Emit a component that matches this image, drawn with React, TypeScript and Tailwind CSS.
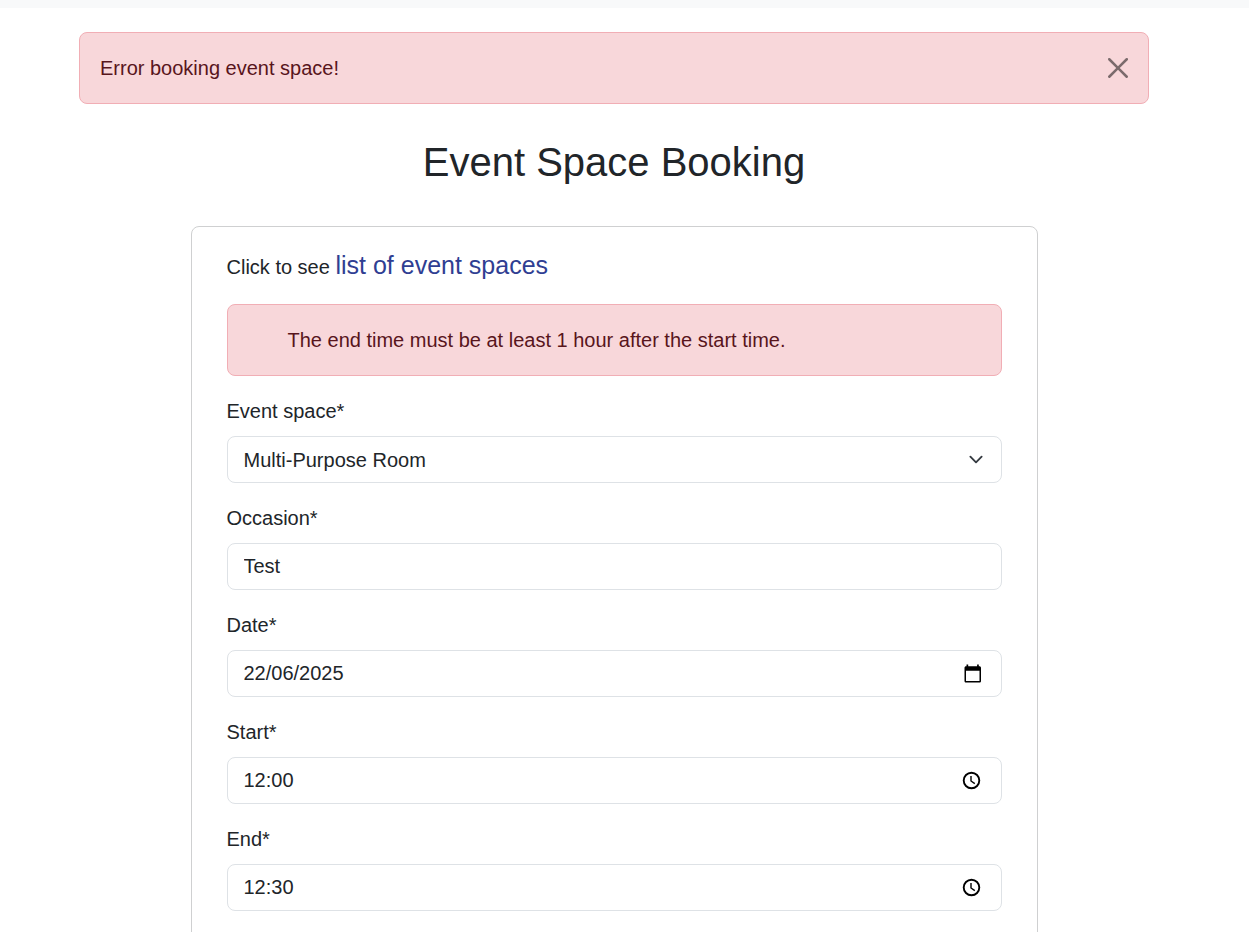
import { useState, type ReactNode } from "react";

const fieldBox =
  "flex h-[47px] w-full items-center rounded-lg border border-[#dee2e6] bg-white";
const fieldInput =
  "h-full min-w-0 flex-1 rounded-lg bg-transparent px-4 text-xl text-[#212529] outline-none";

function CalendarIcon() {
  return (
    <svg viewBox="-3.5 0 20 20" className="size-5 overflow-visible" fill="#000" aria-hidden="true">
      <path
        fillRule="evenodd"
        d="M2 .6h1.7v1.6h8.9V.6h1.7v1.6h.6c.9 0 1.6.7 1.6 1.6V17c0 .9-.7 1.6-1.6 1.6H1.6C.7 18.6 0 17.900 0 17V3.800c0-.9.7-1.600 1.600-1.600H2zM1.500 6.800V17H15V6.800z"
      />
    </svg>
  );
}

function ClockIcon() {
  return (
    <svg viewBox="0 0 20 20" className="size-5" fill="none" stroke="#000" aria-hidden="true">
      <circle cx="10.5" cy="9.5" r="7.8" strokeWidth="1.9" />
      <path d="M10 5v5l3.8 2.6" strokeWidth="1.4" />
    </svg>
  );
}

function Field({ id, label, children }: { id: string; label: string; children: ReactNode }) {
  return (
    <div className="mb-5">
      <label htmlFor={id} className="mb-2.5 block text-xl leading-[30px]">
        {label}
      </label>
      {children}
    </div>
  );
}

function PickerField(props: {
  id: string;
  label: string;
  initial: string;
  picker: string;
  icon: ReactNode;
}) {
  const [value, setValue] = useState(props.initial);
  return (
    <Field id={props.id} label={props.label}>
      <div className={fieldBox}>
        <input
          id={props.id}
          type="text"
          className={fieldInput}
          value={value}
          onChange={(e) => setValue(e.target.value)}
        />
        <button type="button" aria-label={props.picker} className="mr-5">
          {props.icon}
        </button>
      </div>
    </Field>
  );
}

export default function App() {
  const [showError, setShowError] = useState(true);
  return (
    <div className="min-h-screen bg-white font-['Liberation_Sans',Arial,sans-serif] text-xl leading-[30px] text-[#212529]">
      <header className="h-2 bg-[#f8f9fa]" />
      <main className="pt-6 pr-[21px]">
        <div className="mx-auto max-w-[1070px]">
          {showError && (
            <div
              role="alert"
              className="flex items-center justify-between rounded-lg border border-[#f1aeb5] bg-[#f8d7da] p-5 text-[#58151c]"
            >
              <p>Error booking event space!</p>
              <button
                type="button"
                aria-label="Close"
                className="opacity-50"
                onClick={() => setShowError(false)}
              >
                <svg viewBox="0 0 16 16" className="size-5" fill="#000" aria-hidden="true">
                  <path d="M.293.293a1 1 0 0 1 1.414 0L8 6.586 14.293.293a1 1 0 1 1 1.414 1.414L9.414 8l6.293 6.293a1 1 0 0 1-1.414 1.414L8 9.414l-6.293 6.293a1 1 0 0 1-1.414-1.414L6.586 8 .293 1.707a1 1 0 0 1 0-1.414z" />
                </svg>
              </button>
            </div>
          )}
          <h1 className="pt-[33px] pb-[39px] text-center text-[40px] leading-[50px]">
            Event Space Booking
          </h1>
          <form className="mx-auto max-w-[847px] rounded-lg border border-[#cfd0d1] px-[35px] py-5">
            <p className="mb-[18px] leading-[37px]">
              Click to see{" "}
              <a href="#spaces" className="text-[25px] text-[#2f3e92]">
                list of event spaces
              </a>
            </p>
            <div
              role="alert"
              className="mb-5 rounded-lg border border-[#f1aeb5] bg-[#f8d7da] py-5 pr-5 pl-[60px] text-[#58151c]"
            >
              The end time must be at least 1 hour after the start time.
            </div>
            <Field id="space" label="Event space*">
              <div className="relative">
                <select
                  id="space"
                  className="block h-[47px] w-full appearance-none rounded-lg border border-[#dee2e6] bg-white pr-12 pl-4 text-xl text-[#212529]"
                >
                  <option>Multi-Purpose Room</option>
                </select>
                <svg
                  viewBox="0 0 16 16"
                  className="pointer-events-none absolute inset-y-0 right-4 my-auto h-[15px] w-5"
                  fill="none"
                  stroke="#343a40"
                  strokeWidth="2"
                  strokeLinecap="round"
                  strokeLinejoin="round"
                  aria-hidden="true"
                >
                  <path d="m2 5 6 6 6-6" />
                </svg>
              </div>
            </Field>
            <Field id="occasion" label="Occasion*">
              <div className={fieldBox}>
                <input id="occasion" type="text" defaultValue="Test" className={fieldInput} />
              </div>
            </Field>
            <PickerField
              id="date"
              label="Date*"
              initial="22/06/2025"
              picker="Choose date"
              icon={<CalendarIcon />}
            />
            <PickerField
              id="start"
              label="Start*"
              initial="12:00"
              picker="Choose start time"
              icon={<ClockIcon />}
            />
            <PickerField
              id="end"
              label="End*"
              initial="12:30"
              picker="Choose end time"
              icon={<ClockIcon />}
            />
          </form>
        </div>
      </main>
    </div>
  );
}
____________
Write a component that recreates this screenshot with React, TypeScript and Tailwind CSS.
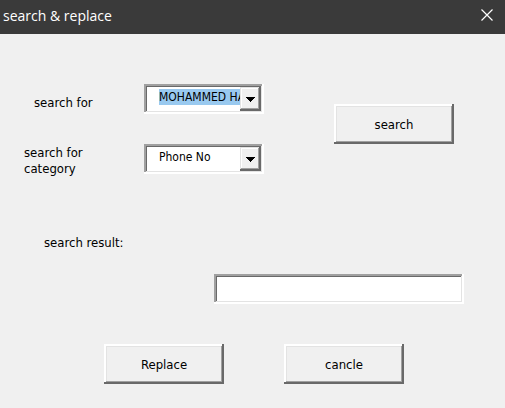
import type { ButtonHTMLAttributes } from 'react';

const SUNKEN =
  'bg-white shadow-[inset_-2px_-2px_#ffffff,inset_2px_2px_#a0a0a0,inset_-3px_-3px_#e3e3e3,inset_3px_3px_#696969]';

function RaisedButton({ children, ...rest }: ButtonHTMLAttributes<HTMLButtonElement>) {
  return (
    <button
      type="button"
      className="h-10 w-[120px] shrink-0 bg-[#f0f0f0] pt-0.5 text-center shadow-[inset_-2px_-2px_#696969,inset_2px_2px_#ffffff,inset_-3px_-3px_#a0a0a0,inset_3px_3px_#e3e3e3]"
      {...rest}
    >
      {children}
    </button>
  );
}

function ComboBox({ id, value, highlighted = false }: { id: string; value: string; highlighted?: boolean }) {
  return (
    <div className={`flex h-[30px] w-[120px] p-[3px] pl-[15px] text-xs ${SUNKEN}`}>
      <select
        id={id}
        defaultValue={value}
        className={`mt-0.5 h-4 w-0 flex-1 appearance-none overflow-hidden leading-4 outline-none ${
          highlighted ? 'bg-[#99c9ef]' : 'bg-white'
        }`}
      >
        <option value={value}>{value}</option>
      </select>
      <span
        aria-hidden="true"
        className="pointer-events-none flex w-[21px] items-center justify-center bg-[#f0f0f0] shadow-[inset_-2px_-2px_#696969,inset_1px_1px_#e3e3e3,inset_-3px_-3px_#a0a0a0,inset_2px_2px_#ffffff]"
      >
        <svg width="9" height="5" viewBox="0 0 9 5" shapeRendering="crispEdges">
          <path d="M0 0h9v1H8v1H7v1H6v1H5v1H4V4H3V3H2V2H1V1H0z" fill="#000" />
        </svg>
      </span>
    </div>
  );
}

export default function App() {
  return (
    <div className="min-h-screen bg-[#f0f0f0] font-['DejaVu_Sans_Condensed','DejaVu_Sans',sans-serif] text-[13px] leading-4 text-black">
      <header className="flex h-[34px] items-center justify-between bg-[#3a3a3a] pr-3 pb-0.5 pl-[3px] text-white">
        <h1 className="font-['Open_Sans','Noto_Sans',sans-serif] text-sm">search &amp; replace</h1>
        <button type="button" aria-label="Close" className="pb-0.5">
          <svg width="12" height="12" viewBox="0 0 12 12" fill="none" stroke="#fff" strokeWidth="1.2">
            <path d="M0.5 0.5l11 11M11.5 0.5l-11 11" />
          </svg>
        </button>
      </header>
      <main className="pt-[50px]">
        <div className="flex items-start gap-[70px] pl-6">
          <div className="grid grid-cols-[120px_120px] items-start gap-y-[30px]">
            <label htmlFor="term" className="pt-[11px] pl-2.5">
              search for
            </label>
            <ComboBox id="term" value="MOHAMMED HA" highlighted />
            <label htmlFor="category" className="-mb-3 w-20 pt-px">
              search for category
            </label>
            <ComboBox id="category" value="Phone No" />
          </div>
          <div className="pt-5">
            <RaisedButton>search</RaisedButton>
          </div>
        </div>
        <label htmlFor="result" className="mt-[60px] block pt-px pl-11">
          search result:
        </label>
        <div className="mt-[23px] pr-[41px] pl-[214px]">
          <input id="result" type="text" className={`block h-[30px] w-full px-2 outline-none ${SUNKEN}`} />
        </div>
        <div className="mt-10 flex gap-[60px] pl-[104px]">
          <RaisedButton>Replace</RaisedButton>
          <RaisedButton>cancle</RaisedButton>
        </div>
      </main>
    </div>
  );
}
____________
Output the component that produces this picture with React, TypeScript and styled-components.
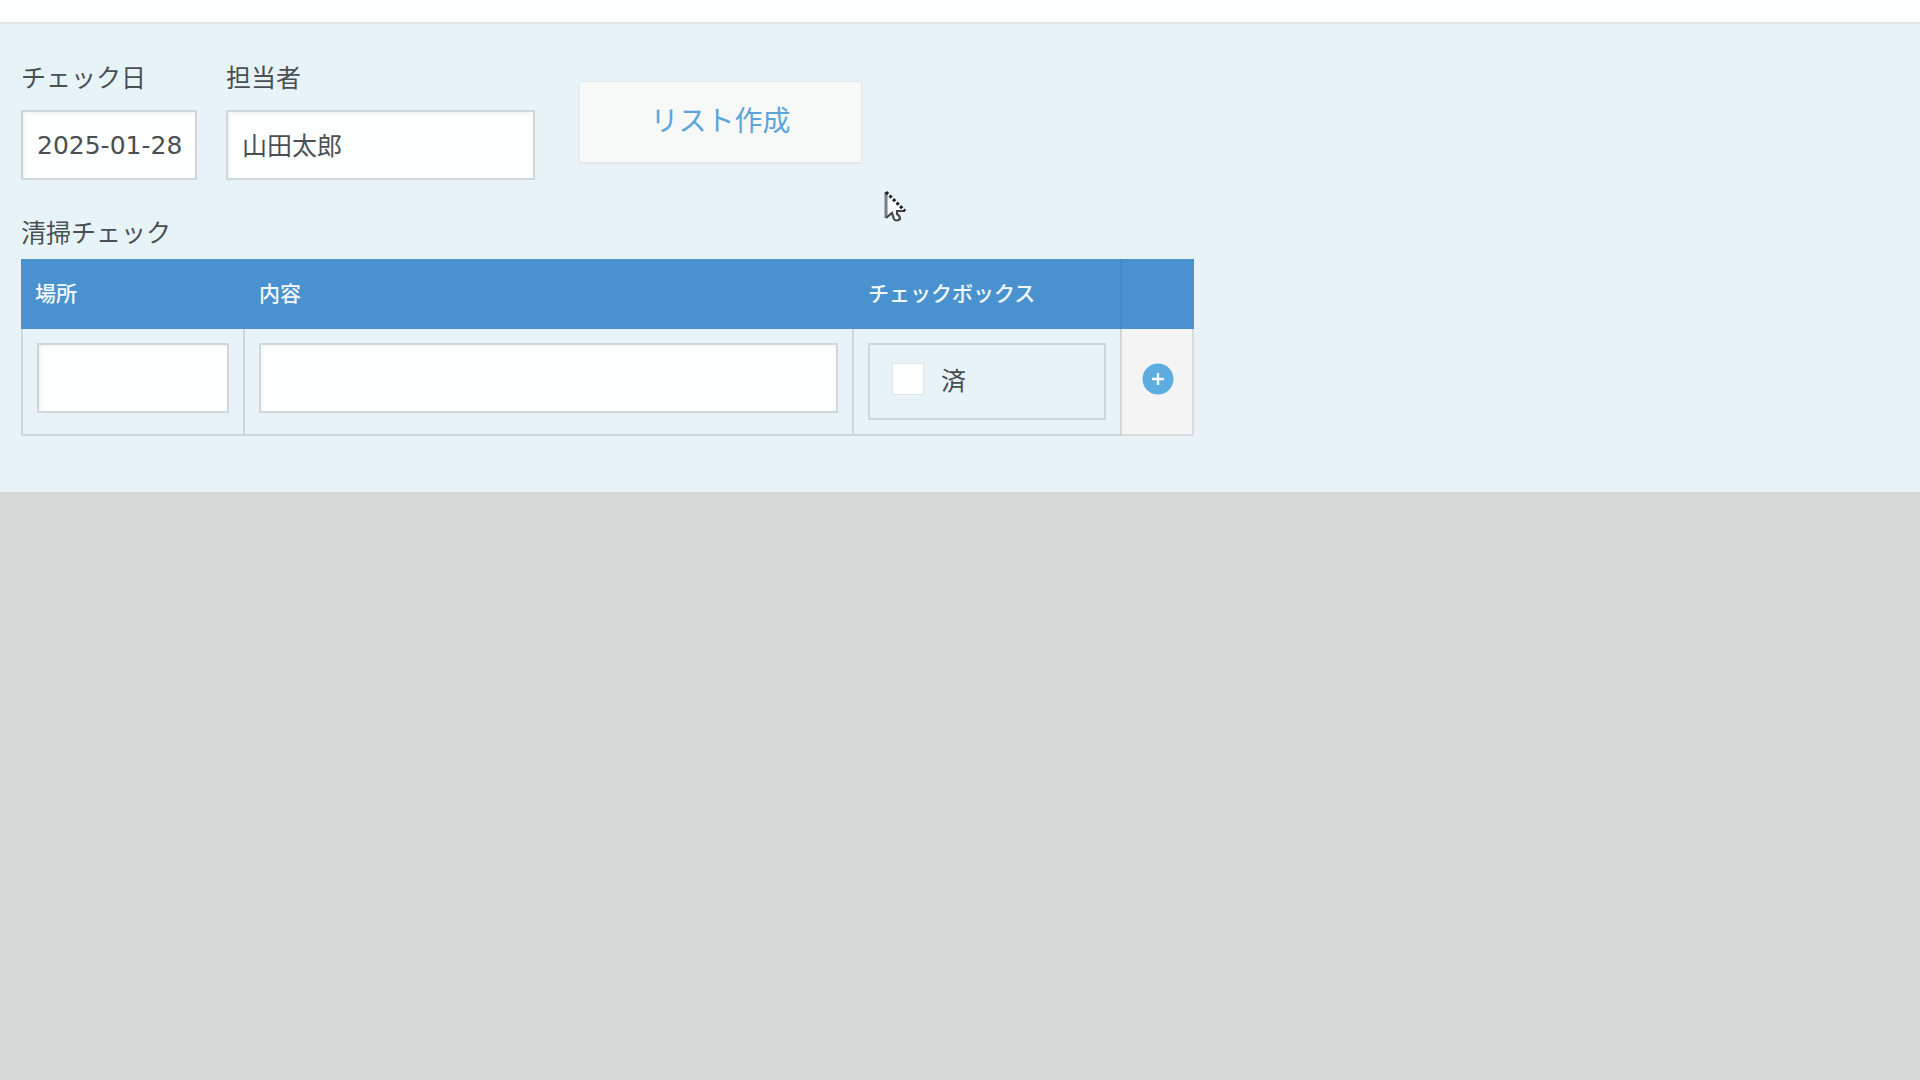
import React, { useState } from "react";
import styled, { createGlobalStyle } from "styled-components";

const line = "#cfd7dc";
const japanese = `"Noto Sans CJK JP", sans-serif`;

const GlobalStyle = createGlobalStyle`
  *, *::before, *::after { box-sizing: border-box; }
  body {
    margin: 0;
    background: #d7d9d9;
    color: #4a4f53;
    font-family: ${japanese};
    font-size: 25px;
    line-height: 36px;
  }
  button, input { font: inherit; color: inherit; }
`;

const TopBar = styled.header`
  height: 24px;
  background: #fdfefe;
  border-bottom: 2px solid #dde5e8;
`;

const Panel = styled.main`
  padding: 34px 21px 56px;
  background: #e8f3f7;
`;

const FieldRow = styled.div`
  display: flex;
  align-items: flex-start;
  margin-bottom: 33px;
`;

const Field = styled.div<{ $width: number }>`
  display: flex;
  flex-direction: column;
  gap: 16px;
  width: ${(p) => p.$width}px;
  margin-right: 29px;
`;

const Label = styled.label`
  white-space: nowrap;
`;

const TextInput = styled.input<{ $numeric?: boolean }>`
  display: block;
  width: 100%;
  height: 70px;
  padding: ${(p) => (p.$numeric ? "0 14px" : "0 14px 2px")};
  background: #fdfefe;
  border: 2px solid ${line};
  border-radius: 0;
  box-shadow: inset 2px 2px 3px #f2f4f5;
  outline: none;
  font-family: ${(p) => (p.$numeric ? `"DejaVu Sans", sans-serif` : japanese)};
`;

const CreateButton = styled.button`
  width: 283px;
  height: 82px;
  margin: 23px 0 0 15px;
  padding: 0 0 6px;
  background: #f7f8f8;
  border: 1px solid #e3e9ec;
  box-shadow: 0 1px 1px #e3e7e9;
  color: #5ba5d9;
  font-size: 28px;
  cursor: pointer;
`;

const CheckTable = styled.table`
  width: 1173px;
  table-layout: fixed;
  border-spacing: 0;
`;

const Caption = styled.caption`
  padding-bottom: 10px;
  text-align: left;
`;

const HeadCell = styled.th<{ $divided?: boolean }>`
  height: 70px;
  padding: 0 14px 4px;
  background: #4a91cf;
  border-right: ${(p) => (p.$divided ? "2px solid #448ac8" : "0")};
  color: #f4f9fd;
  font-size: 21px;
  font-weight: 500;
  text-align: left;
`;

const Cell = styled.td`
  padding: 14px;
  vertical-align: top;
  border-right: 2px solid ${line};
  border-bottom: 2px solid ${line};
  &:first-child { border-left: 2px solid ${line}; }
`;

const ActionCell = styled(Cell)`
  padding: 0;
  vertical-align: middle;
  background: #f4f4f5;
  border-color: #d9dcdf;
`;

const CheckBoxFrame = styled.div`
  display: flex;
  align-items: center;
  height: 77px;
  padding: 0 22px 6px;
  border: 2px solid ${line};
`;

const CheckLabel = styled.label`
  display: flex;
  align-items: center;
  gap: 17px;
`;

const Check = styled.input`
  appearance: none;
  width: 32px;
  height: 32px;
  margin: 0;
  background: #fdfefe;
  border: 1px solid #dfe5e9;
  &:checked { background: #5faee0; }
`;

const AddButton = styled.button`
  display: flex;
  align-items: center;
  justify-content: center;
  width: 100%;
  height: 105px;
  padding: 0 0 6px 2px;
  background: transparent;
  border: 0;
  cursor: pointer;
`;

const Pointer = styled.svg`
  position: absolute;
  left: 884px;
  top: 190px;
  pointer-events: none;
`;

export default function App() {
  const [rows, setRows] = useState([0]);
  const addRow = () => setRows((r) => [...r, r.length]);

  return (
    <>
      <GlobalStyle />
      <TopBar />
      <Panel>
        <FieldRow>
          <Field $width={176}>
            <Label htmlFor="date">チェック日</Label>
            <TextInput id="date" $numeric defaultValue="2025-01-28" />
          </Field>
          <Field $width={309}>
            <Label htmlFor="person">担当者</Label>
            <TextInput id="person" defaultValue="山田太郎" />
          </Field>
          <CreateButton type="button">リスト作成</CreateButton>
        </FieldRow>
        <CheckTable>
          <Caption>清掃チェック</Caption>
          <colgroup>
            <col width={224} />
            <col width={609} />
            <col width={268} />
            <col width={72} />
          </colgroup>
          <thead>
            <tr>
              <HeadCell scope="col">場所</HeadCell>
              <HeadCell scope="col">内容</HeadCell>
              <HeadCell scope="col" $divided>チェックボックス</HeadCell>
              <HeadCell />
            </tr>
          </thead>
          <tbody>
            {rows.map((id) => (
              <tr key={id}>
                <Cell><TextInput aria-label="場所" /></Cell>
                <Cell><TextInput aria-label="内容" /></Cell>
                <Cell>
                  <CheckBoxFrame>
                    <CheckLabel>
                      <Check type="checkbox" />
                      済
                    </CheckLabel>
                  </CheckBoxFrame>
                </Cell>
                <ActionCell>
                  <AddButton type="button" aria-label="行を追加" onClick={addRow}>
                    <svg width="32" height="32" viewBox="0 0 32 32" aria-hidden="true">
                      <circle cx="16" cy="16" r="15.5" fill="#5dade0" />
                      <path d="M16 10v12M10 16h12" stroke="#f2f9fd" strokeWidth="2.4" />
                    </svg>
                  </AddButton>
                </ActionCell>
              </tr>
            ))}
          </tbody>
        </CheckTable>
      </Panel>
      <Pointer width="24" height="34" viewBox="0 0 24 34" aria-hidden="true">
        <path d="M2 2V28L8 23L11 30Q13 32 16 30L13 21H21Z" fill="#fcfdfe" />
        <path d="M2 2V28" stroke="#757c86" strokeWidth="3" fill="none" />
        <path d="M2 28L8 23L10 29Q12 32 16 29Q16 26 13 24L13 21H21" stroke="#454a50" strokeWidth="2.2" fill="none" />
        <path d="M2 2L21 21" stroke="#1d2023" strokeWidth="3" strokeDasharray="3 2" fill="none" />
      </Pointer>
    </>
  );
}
____________
Only the stretch from the line with "Emit a component" through the line with "min-w-0 flex-1 rounded-lg" should be copied, exactly and with both ends. Drop the pictures.

### Exercise result
Emit a component that matches this image, drawn with React, TypeScript and Tailwind CSS.
import { useState, type ReactNode } from "react";

const fieldBox =
  "flex h-[47px] w-full items-center rounded-lg border border-[#dee2e6] bg-white";
const fieldInput =
  "h-full min-w-0 flex-1 rounded-lg bg-transparent px-4 text-xl text-[#212529] outline-none";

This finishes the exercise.